Fictional motherhood, in all its complexity, has loomed large over her artistic choices, too. She’s played an unusually wide range of mothers in conflict, including a suicidal single parent in About a Boy, her Oscar-nominated performance as a woman on the verge of a breakdown in The Sixth Sense, Jasper Jones’s desperate ’60s housewife, and, of course, United States of Tara’s sensationally splintered title character. When STM observes that, even now, postnatal depression and maternal filicide — both explored in Hereditary — are taboo subjects, Collette isn’t afraid to tell it like it is.
“That’s f–king ridiculous,” she says, pointing out that social squeamishness surrounding maternal ambivalence is an archaic idea. “Look at the time we are living in. That’s such an old, boring statement. It has nothing to do with 2018. There are so many conversations about women and how complex we are and how different we are. It seems like such a literally dumb idea to think that that’s the way it is, specifically in the last year. I mean, you would have to have had your head in the sand.”

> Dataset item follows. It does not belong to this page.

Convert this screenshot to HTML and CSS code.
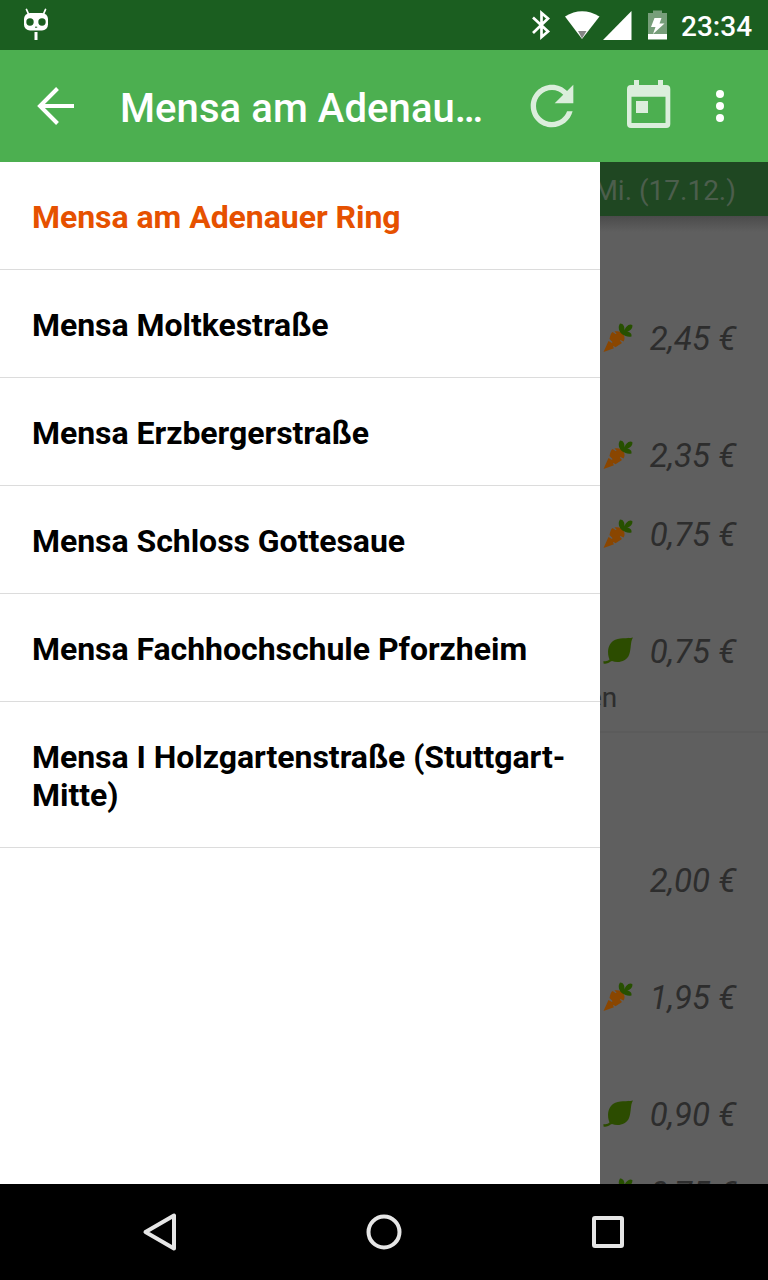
FILE: index.html
```html
<!DOCTYPE html>
<html lang="de">
<head>
<meta charset="utf-8">
<title>Mensa am Adenauer Ring</title>
<link rel="stylesheet" href="styles.css">
</head>
<body>
<svg class="defs" aria-hidden="true">
  <symbol id="carrot" viewBox="0 0 30 30">
    <path fill="#8a4600" d="M0.500 29 5.500 18 9 20 9.500 19 6.500 16C7 13 8 10 9.500 9L13 11.200 13.500 10.500 11.500 8.500C15 7.500 19.500 9 21 12.500C22 15 21.500 17 20.500 18.500L17.500 17 17 17.800 19 20 12.500 24.300 10.500 23 10 23.800 11 25.300Z"/>
    <path fill="#275000" d="M19.500 11.500C16 9 14.500 4 17 0.500C20.500 0.500 22 4 21.300 7.500C22.500 4 26 0 29.300 2C30 5.500 27 8 23.500 9.300C26.500 8.500 29 10.500 28.500 13.500C25 14.500 22 13 19.500 11.500Z"/>
  </symbol>
  <symbol id="leaf" viewBox="0 0 30 30">
    <path fill="#2c4c00" d="M30 1.500C27 6 28.500 13 26 19C23.500 25.500 15 27.500 9 25C7 25.500 5 28.500 0.500 27.500V25C3 25.500 5 25 6.500 23.500C4 17 4.500 9 10 5C16 1 24 3 30 1.500Z"/>
  </symbol>
</svg>
<div class="screen">
  <header class="status">
    <svg class="robot" width="28" height="32" viewBox="0 0 28 32">
      <path d="M4.500 1.500 6.500 6M23.500 1.500 21.500 6" stroke="#fff" stroke-width="1.800" stroke-linecap="round"/>
      <rect x="2" y="5" width="24" height="17.500" rx="6" fill="#fff"/>
      <circle cx="8" cy="14" r="3.700" fill="#1b5e20"/><circle cx="20" cy="14" r="3.700" fill="#1b5e20"/>
      <path d="M13 19.200h2.200" stroke="#1b5e20"/>
      <path d="M14 24v8" stroke="#fff" stroke-width="3"/>
    </svg>
    <svg class="signals" width="138" height="32" viewBox="0 0 138 32">
      <path d="M3 8.500 18 22.500 11.500 28V4L18 9.500 3 24" fill="none" stroke="#fff" stroke-width="2.700"/>
      <path d="M35 7.500Q52-3 69.500 7.500L52 30Z" fill="#fff"/>
      <path d="M48 22h8.500L52 29.500Z" fill="#858585"/>
      <path d="M73 31 101.500 2v29Z" fill="#fff"/>
      <path d="M118 4h5V1.500h9V4h5v21h-19Z" fill="#779e7a"/>
      <path d="M118 25h19v5.500h-19Z" fill="#fff"/>
      <path d="M124.500 9h7l-2 5.500h5L123 25l2.500-7H121Z" fill="#fff"/>
    </svg>
    <span class="time">23:34</span>
  </header>
  <div class="appbar">
    <svg class="back" width="40" height="40" viewBox="0 0 40 40"><path d="M21.500 2.500 4 20 21.500 37.500M4 20H38" fill="none" stroke="#fff" stroke-width="4"/></svg>
    <h1 class="title">Mensa am Adenau…</h1>
    <svg class="refresh" width="64" height="64" viewBox="0 0 24 24"><path fill="#dbeedc" d="M17.650 6.350C16.200 4.900 14.210 4 12 4c-4.420 0-7.990 3.580-7.990 8s3.570 8 7.990 8c3.730 0 6.840-2.550 7.730-6h-2.080c-.82 2.330-3.040 4-5.650 4-3.310 0-6-2.690-6-6s2.690-6 6-6c1.660 0 3.140.69 4.220 1.780L13 11h7V4l-2.350 2.350z"/></svg>
    <svg class="calendar" width="44" height="48" viewBox="0 0 44 48"><path fill="#dbeedc" fill-rule="evenodd" d="M4 5H7V0H12V5H31V0H36V5H39.300Q43.300 5 43.300 9V44Q43.300 48 39.300 48H4Q0 48 0 44V9Q0 5 4 5ZM4.500 16.700V43H38.500V16.700ZM9 21H21V33H9Z"/></svg>
    <svg class="more" width="8" height="32" viewBox="0 0 8 32" fill="#fff"><circle cx="4" cy="4" r="4"/><circle cx="4" cy="16" r="4"/><circle cx="4" cy="28" r="4"/></svg>
  </div>
  <main class="main">
    <nav class="drawer">
      <a class="item active">Mensa am Adenauer Ring</a>
      <a class="item">Mensa Moltkestraße</a>
      <a class="item">Mensa Erzbergerstraße</a>
      <a class="item">Mensa Schloss Gottesaue</a>
      <a class="item">Mensa Fachhochschule Pforzheim</a>
      <a class="item">Mensa I Holzgartenstraße (Stuttgart-Mitte)</a>
    </nav>
    <section class="menu">
      <div class="tab">Mi. (17.12.)</div>
      <div class="list">
        <div class="row first"><svg class="icon"><use href="#carrot"/></svg><span>2,45 €</span></div>
        <div class="row wide"><svg class="icon"><use href="#carrot"/></svg><span>2,35 €</span></div>
        <div class="row"><svg class="icon"><use href="#carrot"/></svg><span>0,75 €</span></div>
        <div class="row wide"><svg class="icon"><use href="#leaf"/></svg><span>0,75 €</span></div>
        <div class="note">en</div>
        <div class="row section"><span>2,00 €</span></div>
        <div class="row wide"><svg class="icon"><use href="#carrot"/></svg><span>1,95 €</span></div>
        <div class="row wide"><svg class="icon"><use href="#leaf"/></svg><span>0,90 €</span></div>
        <div class="row"><svg class="icon"><use href="#carrot"/></svg><span>0,75 €</span></div>
      </div>
    </section>
  </main>
  <footer class="navbar">
    <svg width="36" height="40" viewBox="0 0 36 40"><path d="M32 3.500V36.500L3.500 20Z" fill="none" stroke="#e6e6e6" stroke-width="4" stroke-linejoin="round"/></svg>
    <svg width="36" height="36" viewBox="0 0 36 36"><circle cx="18" cy="18" r="15.500" fill="none" stroke="#e6e6e6" stroke-width="4"/></svg>
    <svg width="36" height="36" viewBox="0 0 36 36"><rect x="4" y="4" width="28" height="28" rx="1" fill="none" stroke="#e6e6e6" stroke-width="4"/></svg>
  </footer>
</div>
</body>
</html>
```
FILE: styles.css
```css
* { box-sizing: border-box; }
body { margin: 0; font-family: Roboto, sans-serif; }
svg { display: block; flex: none; }
.defs { display: none; }
.screen { width: 768px; height: 1280px; display: flex; flex-direction: column; overflow: hidden; }
.status { height: 50px; flex: none; background: #1b5e20; display: flex; align-items: flex-start; padding: 9px 16px 0 22px; }
.robot { margin-top: -1px; }
.signals { margin-left: auto; }
.time { color: #fff; font-size: 28px; font-weight: 500; line-height: 36px; width: 71px; margin-left: 13px; white-space: nowrap; }
.appbar { height: 112px; flex: none; background: #4caf50; display: flex; align-items: center; padding: 0 44px 0 36px; }
.title { margin: 6px 0 0 44px; width: 366px; color: #fff; font-size: 40px; font-weight: 500; line-height: 48px; letter-spacing: 0.08px; white-space: nowrap; }
.refresh { margin-left: 34px; }
.calendar { margin: -4px 0 0 43px; }
.more { margin-left: 45px; }
.main { flex: 1; min-height: 0; display: flex; background: #5f5f5f; }
.drawer { width: 600px; flex: none; background: #fff; }
.item { display: block; padding: 36px 32px 33px; border-bottom: 1px solid #dcdcdc; color: #000; font-size: 32px; font-weight: 700; line-height: 38px; letter-spacing: -0.04px; }
.item.active { color: #e65100; }
.menu { flex: 1; min-width: 0; display: flex; flex-direction: column; overflow: hidden; color: #2d2d2d; }
.tab { height: 54px; flex: none; background: #1f4722; color: #4c5e4d; font-size: 28px; line-height: 58px; display: flex; justify-content: flex-end; padding-right: 32px; white-space: nowrap; }
.list { flex: 1; min-height: 0; overflow: hidden; background: linear-gradient(#4b4b4b, #5f5f5f 16px); }
.row { height: 40px; margin-top: 39px; display: flex; justify-content: flex-end; padding-right: 32px; font-size: 33px; font-style: italic; line-height: 40px; white-space: nowrap; }
.row.first { margin-top: 0; padding-top: 103px; height: 143px; }
.row.wide { margin-top: 77px; }
.row.section { margin-top: 128px; }
.icon { width: 30px; height: 30px; margin: 4px 17px 0 0; }
.note { height: 55px; margin-top: 6px; border-bottom: 2px solid #5b5b5b; font-size: 28px; line-height: 40px; text-indent: -13px; }
.navbar { height: 96px; flex: none; background: #000; display: flex; align-items: center; justify-content: space-between; padding: 0 142px; }
```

In the face of such a forceful response, STM suggests the cultural shift represented by the #MeToo movement is still in its early stages. At this, Collette softens. “There is a way to go, but by God we have made strides since the ’50s and that’s not a very long time. So many things have changed. Over the last couple of years, it’s almost fast-tracked. And by necessity, absolutely.” Still, Collette has not yet gone on the public record about the #MeToo campaign until now. “I guess while the whole campaign was erupting, becoming something quite powerful and something to behold, I was busy in Manchester with my head down and bum up,” she says. “To be honest, I don’t really have any particular experiences to declare, but I am absolutely behind it. I am absolutely behind fairness and equity in the workplace. I am so moved and proud of the women who have come forward, as they have been sitting on some pain for a really long time and it takes a lot of guts to be able to do that.” For Collette, the fight for equality — and interesting roles — is partly about taking matters into her own hands. She has joined the swelling ranks of female actors forming production companies. Vocab Films has already optioned a couple of books and Collette is working on a screenplay. “I’ve written ever since I was a young girl,” she says. “I’ve got a really great producing partner ( Jen Turner) and things are happening. But it just all takes time. I mean, I am very busy with my day job.” And with that, the actor/writer/ producer moves onto her next commitment — meeting her kids as they come out of school.
Hereditary is in cinemas from Thursday, June 7.